I know this post is a bit old but i still wanted to say thank you for posting your story. I just had my 1st child(8-20-09) and she was born with PFFD. Didn't know until she was born that she had it(but that wouldn't have made us think about abortion) and I have been having a hard time dealing with it. I've been so worried about how it would effect her childhood and if she would be angry with me, and if she would grow up being able to do normal activities. We were told by the specialist that she could get bone lengthening procedures done but Im not sure how i feel about any treatments yet. I've read so many stories about amputees that have been so sucessful that im wondering if that would be better. But either way, knowing that you had a good childhood and have not been held back has really inspired me. Also, knowing that you were the oldest and that your parents had more children has also been a ray of hope. I know she's only 4 weeks old but once i found out about the problem, i decided that my goals in life were no longer possible...i figured there would be no more kids for me. I didn't want her to be angry if they were "normal", i didn't want to make her feel neglected during her treatments, and I am just so scared that if something happened to the next child that i wouldn't be able to live with myself(im taking this pretty hard as it is). But just reading your story has made me realize that if i put a hold on all my dreams for myself than i wouldn't be showing her how to be strong. So i just wanted to say thank you for your inspiration.

Chezzasmom,
I read your comment and wanted to comment on your comment, ha. I have lived with PFFD my entire life (I'm 22) and I just feel compelled to let you know that it IS manageable. PFFD is not a debilitating disease, neither is it something that can't be lived with happily. I'm glad the above post inspired and encouraged you. I want you to know that your child most definitely will NOT be angry with you. I won't say that it's not going to affect her childhood, because it will. However, she will still be able to be a very active, healthy, STRONG, happy young lady. You can't let this affect you in a negative way. You can't let HER see it affect you negatively. My mother always told me I could do anything that I wanted to do, and I have. I've always been very confident in that and living with PFFD has only made me more determined to accomplish the things most people think that I can't, and I do! I love proving people wrong, haha. I'm not an amputee and I've never had any surgeries. I've managed just fine with my long prosthetic. It hasn't always been fun or easy but it has made me appreciate things most people take for granted. PFFD doesn't make you "not normal." PFFD makes you a stronger person. It builds character and integrity.

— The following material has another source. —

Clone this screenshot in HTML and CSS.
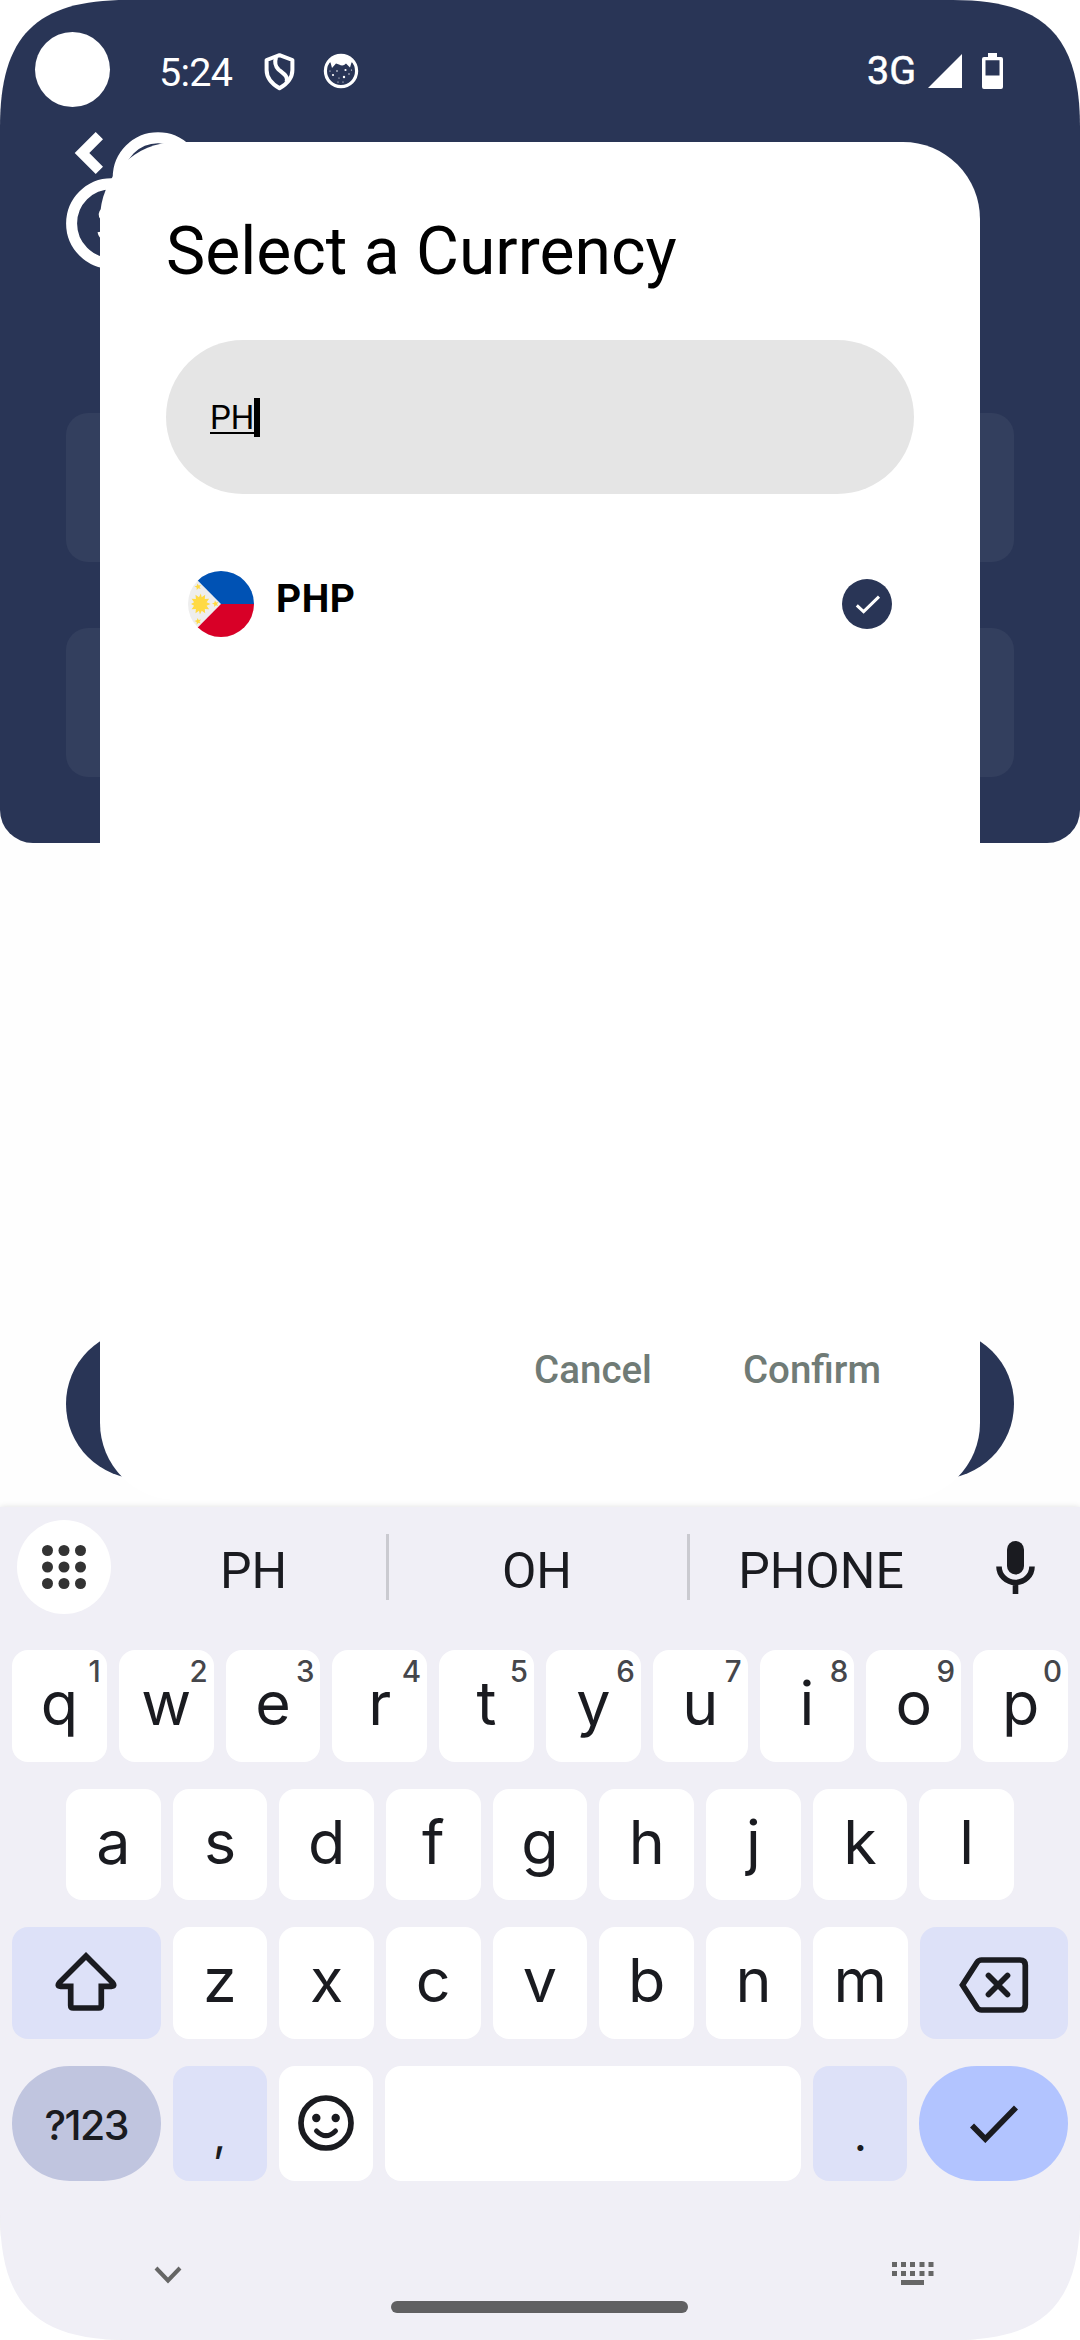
FILE: index.html
```html
<!DOCTYPE html>
<html lang="en">
<head>
<meta charset="utf-8">
<title>Select a Currency</title>
<link rel="stylesheet" href="styles.css">
</head>
<body>
<div class="device">
  <main class="app">
    <header class="hero">
      <div class="status">
        <span class="camera"></span>
        <span class="time">5:24</span>
        <svg class="shield" viewBox="0 0 31 38"><path d="M15.500 2.200L2.600 7V17C2.600 25 8 31 15.500 35.300C23 31 28.400 25 28.400 17V7Z"/><path d="M12 4.500C10.500 9 10.500 12.500 14.500 16.500C20 21 24.500 23.500 22.500 29"/></svg>
        <svg class="critter" viewBox="0 0 36 36"><circle cx="18" cy="18" r="15.600" fill="none" stroke="#fff" stroke-width="3.200"/><path d="M5 8.500C12-1 24-1 31 8.500L28.500 9.500L27 14.500L23 10.500Q20 14 16 11.500L13 10.500L9 15L7.500 9.500Z" fill="#fff"/><g fill="#fff"><circle cx="14" cy="18" r=".8"/><circle cx="22.500" cy="17" r="1.100"/><circle cx="10" cy="22" r="1.100"/><circle cx="21" cy="24" r="1.200"/><circle cx="16" cy="25" r=".6"/><circle cx="26" cy="21" r=".7"/><circle cx="15" cy="29" r=".6"/><circle cx="28.500" cy="17" r=".6"/><circle cx="7" cy="18" r=".6"/><circle cx="20" cy="29" r=".6"/></g></svg>
        <span class="network">3G</span>
        <svg class="signal" viewBox="0 0 34 34"><path d="M34 0V34H0Z"/></svg>
        <svg class="battery" viewBox="0 0 21 36"><path fill-rule="evenodd" d="M6 0H15V4H19Q21 4 21 6V34Q21 36 19 36H2Q0 36 0 34V6Q0 4 2 4H6ZM3.500 7.300V22.500H17.500V7.300Z"/></svg>
      </div>
      <svg class="hero-art" viewBox="0 0 250 160"><path d="M95.700 5L74.700 26L95.700 47L103 39.700L89.300 26L103 12.300Z" fill="#fff"/><g fill="none" stroke="#fff" stroke-width="11"><circle cx="158" cy="50.500" r="39.800"/><circle cx="111.400" cy="96.500" r="39.800"/></g><g fill="none" stroke="#fff" stroke-width="3"><path d="M103 82Q98 87 102 92M99 105Q100 110 104 112"/></g></svg>
      <div class="field"></div>
      <div class="field"></div>
    </header>
    <div class="submit"></div>
  </main>

  <section class="dialog">
    <h1>Select a Currency</h1>
    <div class="search"><span class="query">PH</span><i class="caret"></i></div>
    <div class="currency">
      <svg class="flag" viewBox="0 0 66 66"><defs><clipPath id="round"><circle cx="33" cy="33" r="33"/></clipPath></defs><g clip-path="url(#round)"><path fill="#eee" d="M0 0H66V66H0Z"/><path fill="#0052b4" d="M0-1L10 9.700L33 33H66V-1Z"/><path fill="#d80027" d="M0 67L10 56.300L33 33H66V67Z"/><path fill="#ffda44" d="M22.500 33L18.600 34.800L21.100 38.300L16.800 37.900L17.200 42.200L13.700 39.700L11.900 43.600L11 39.700L7.500 42.200L7.900 37.900L3.600 38.300L6.100 34.800L3 33L6.100 31.200L3.600 27.700L7.900 28.100L7.500 23.800L11 26.300L12.800 22.400L13.700 26.300L17.200 23.800L16.800 28.100L21.100 27.700L18.600 31.200Z"/><path id="star" fill="#ffda44" d="M9.500 12.500L10.700 14.500L13 14L11.500 16L12.700 18L10.400 17.300L8.700 19L8.700 16.500L6.500 15.500L8.800 14.700Z"/><use href="#star" y="34.500"/><use href="#star" x="17.500" y="17"/></g></svg>
      <span class="code">PHP</span>
      <svg class="selected" viewBox="0 0 50 50"><circle cx="25" cy="25" r="25"/><path d="M14.800 26.300L21.600 32.600L37 17.600"/></svg>
    </div>
    <footer class="actions"><span>Cancel</span><span>Confirm</span></footer>
  </section>

  <section class="keyboard">
    <div class="suggestions">
      <svg class="apps" viewBox="0 0 94 94"><circle cx="47" cy="47" r="47" fill="#fff"/><g fill="#333"><circle cx="30.500" cy="30.500" r="5.500"/><circle cx="47" cy="30.500" r="5.500"/><circle cx="63.500" cy="30.500" r="5.500"/><circle cx="30.500" cy="47" r="5.500"/><circle cx="47" cy="47" r="5.500"/><circle cx="63.500" cy="47" r="5.500"/><circle cx="30.500" cy="63.500" r="5.500"/><circle cx="47" cy="63.500" r="5.500"/><circle cx="63.500" cy="63.500" r="5.500"/></g></svg>
      <span class="word first">PH</span><i class="divider"></i>
      <span class="word second">OH</span><i class="divider"></i>
      <span class="word third">PHONE</span>
      <svg class="mic" viewBox="0 0 39 53"><rect x="11" y="0" width="17" height="33.500" rx="8.500" fill="#1a1b20"/><path d="M3 25.500A16.500 16 0 0 0 36 25.500M19.500 42V53" fill="none" stroke="#1a1b20" stroke-width="5.600"/></svg>
    </div>
    <div class="row">
      <span class="key">q<sup>1</sup></span><span class="key">w<sup>2</sup></span><span class="key">e<sup>3</sup></span><span class="key">r<sup>4</sup></span><span class="key">t<sup>5</sup></span><span class="key">y<sup>6</sup></span><span class="key">u<sup>7</sup></span><span class="key">i<sup>8</sup></span><span class="key">o<sup>9</sup></span><span class="key">p<sup>0</sup></span>
    </div>
    <div class="row middle">
      <span class="key">a</span><span class="key">s</span><span class="key">d</span><span class="key">f</span><span class="key">g</span><span class="key">h</span><span class="key">j</span><span class="key">k</span><span class="key">l</span>
    </div>
    <div class="row">
      <span class="key wide soft"><svg class="shift" viewBox="0 0 62 59"><path d="M31 4L57.300 30.300Q60.500 34.300 56.500 34.300H46.300V53.500Q46.300 56 43.800 56H18.200Q15.700 56 15.700 53.500V34.300H5.500Q1.500 34.300 4.700 30.300Z"/></svg></span>
      <span class="key">z</span><span class="key">x</span><span class="key">c</span><span class="key">v</span><span class="key">b</span><span class="key">n</span><span class="key">m</span>
      <span class="key wide soft"><svg class="erase" viewBox="0 0 70 56"><path d="M3.500 28L18 5.500Q19.700 3 22.500 3H61Q66.300 3 66.300 8.300V47.700Q66.300 53 61 53H22.500Q19.700 53 18 50.500Z"/><path stroke-linecap="round" d="M29.500 18.500L48.500 37.500M48.500 18.500L29.500 37.500"/></svg></span>
    </div>
    <div class="row last">
      <span class="key wide symbols">?123</span>
      <span class="key soft mark">,</span>
      <span class="key"><svg class="smile" viewBox="0 0 56 56"><circle cx="28" cy="28" r="25"/><circle class="eye" cx="18.300" cy="23" r="4.200"/><circle class="eye" cx="37.700" cy="23" r="4.200"/><path d="M18.500 36Q28 45.500 37.500 36"/></svg></span>
      <span class="key space"></span>
      <span class="key soft mark">.</span>
      <span class="key wide enter"><svg class="done" viewBox="0 0 48 38"><path d="M2 20.500L15.300 34L46 2.500"/></svg></span>
    </div>
    <div class="nav">
      <svg class="collapse" viewBox="0 0 28 18"><path d="M2 2L14 14.500L26 2"/></svg>
      <span class="home"></span>
      <svg class="switcher" viewBox="0 0 42 23"><path d="M0 0h5v5h-5zM9 0h5v5h-5zM18 0h5v5h-5zM27.500 0h5v5h-5zM36.500 0h5v5h-5zM0 9h5v5h-5zM9 9h5v5h-5zM18 9h5v5h-5zM27.500 9h5v5h-5zM36.500 9h5v5h-5zM9 18h23v5H9z"/></svg>
    </div>
  </section>
</div>
</body>
</html>
```
FILE: styles.css
```css
* { box-sizing: border-box; }
body { margin: 0; background: #fff; font-family: Roboto, sans-serif; }
svg { display: block; flex: none; }

.device {
  position: relative;
  display: flex;
  flex-direction: column;
  width: 1080px;
  height: 2340px;
  overflow: hidden;
  background: #fefefe;
  clip-path: path("M0 127C0 36 36 0 127 0H953C1044 0 1080 36 1080 127V2213C1080 2304 1044 2340 953 2340H127C36 2340 0 2304 0 2213Z");
}

/* Screen behind the dialog */
.app { height: 1507px; flex: none; }
.hero { height: 843px; background: #293556; border-radius: 0 0 33px 33px; }
.status { display: flex; align-items: flex-start; height: 127px; padding: 32px 77px 0 35px; color: #fff; }
.camera { width: 75px; height: 75px; border-radius: 50%; background: #fff; }
.time { width: 75px; margin: 19px 0 0 49px; font-size: 39.5px; line-height: 44px; letter-spacing: -.7px; }
.shield { width: 31px; height: 38px; margin: 21px 0 0 30px; fill: none; stroke: #fff; stroke-width: 4; stroke-linejoin: round; }
.critter { width: 36px; height: 36px; margin: 21px 0 0 28px; }
.network { width: 50px; margin: 17px 0 0 auto; font-size: 39.5px; line-height: 44px; font-weight: 400; -webkit-text-stroke: .5px #fff; }
.signal { width: 34px; height: 34px; margin: 22px 0 0 11px; fill: #fff; }
.battery { width: 21px; height: 36px; margin: 21px 0 0 20px; fill: #fff; }
.hero-art { width: 250px; height: 160px; margin-bottom: 126px; }
.field { height: 149px; margin: 0 66px 66px; border-radius: 22px; background: #333f5e; }
.submit { height: 150px; margin: 486px 66px 0; border-radius: 75px; background: #293556; }

/* Currency picker */
.dialog {
  position: absolute;
  left: 100px;
  top: 142px;
  display: flex;
  flex-direction: column;
  width: 880px;
  height: 1358px;
  padding: 66px;
  border-radius: 77px;
  background: #fff;
}
h1 { margin: 0; height: 132px; font-size: 66px; line-height: 88px; font-weight: 400; color: #000; white-space: nowrap; }
.search { display: flex; align-items: center; height: 154px; padding-left: 44px; border-radius: 77px; background: #e5e5e5; }
.query { height: 33px; border-bottom: 2px solid #000; font-size: 33px; line-height: 34px; color: #000; }
.caret { width: 6px; height: 39px; background: #000; }
.currency { display: flex; align-items: center; height: 66px; margin-top: 77px; padding: 0 22px; }
.flag { width: 66px; height: 66px; }
.code { margin: 0 auto 10px 22px; font-size: 39px; line-height: 48px; font-weight: 700; letter-spacing: .5px; color: #000; }
.selected { width: 50px; height: 50px; fill: #293556; }
.selected path { fill: none; stroke: #fff; stroke-width: 3; }
.actions { display: flex; justify-content: flex-end; gap: 91px; margin-top: auto; padding: 0 33px 41px 0; font-size: 38.5px; line-height: 46px; font-weight: 500; color: #707b76; }

/* Keyboard */
.keyboard { z-index: 1; display: flex; flex-direction: column; gap: 27px; height: 833px; background: #f0eff6; box-shadow: 0 0 6px rgba(0, 0, 0, .12); color: #1a1b20; }
.suggestions { display: flex; align-items: center; height: 116px; padding: 4px 45px 0 17px; font-size: 50px; }
.apps { width: 94px; height: 94px; }
.word { padding-top: 7px; text-align: center; line-height: 60px; }
.first { width: 275px; padding-left: 10px; }
.second { width: 298px; padding-right: 2px; }
.third { width: 265px; padding-right: 3px; }
.divider { width: 3px; height: 66px; background: #cacad0; }
.mic { width: 39px; height: 53px; margin-left: auto; }
.row { display: flex; gap: 12px; height: 111.700px; padding: 0 12px; flex: none; }
.middle { padding: 0 66px; }
.key { position: relative; display: flex; flex: 1 1 0; align-items: center; justify-content: center; padding-bottom: 6px; border-radius: 16px; background: #fff; font-family: Inter, sans-serif; font-size: 61px; line-height: 72px; }
.key sup { position: absolute; top: 3px; right: 6px; font-size: 29.5px; line-height: 36px; font-weight: 500; color: #45464b; }
.wide { flex: none; width: 148.500px; }
.soft { background: #dde1f8; }
.last { height: 115px; }
.symbols { border-radius: 58px; padding-bottom: 0; padding-top: 2px; background: #c0c5df; font-size: 41px; font-weight: 500; letter-spacing: -1.500px; }
.mark { padding: 20px 0 0; font-size: 46px; }
.space { flex: none; width: 416px; }
.enter { border-radius: 58px; background: #b2c4ff; }
.shift { width: 62px; height: 59px; margin-top: 3px; }
.erase { width: 70px; height: 56px; margin: 9px 0 0; }
.shift path, .erase path, .smile, .done path { fill: none; stroke: #1a1b20; stroke-width: 5.700; }
.smile { width: 56px; height: 56px; margin-top: 4px; stroke-linecap: round; }
.smile .eye { fill: #1a1b20; stroke: none; }
.smile path { stroke-width: 5; }
.done { width: 48px; height: 38px; margin-top: 6px; }
.nav { display: flex; align-items: flex-start; justify-content: space-between; padding: 54px 146px 0 154px; }
.collapse { width: 28px; height: 18px; margin-top: 4px; fill: none; stroke: #666; stroke-width: 4; }
.home { width: 297px; height: 12px; margin: 39px 0 0 5px; border-radius: 6px; background: #606062; }
.switcher { width: 42px; height: 23px; fill: #666; }
```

Also, you need to know that you did NOT cause this to happen to your child. My mother had another child after me. My little sister is happy and healthy and she looks up to ME. She's inspired by me and has always tried to be like me growing up, ha. PFFD is not my life. PFFD is just some little thing I wake up to everyday that most people don't. It is just some thing I cope with. I have an amazing family and friends who have never treated me any different than themselves. They actually forget that I have PFFD, as do most people who know me. No one should feel sorry for me and no one does, I sure don't feel sorry for myself. I'm happy!
It makes me sad to hear that you thought your goals in life were no longer possible. Have as many babies as you want! She doesn't need to be alone. I don't know what I would do if I didn't have such a sweet supportive little sister to give advice to and take shopping and talk to. She won't be angry. If she knows you stopped having children because of her then she won't believe in herself. You do need to be strong for her but either way she will be strong, for herself. Your daughter will be happy and she'll love you AND any siblings she has very much. Don't take this so hard.
If you would like to know more about me or have any questions please feel free to ask! You can contact me on here or at babybrunette0819@aol.com
I really hope this has been of some help.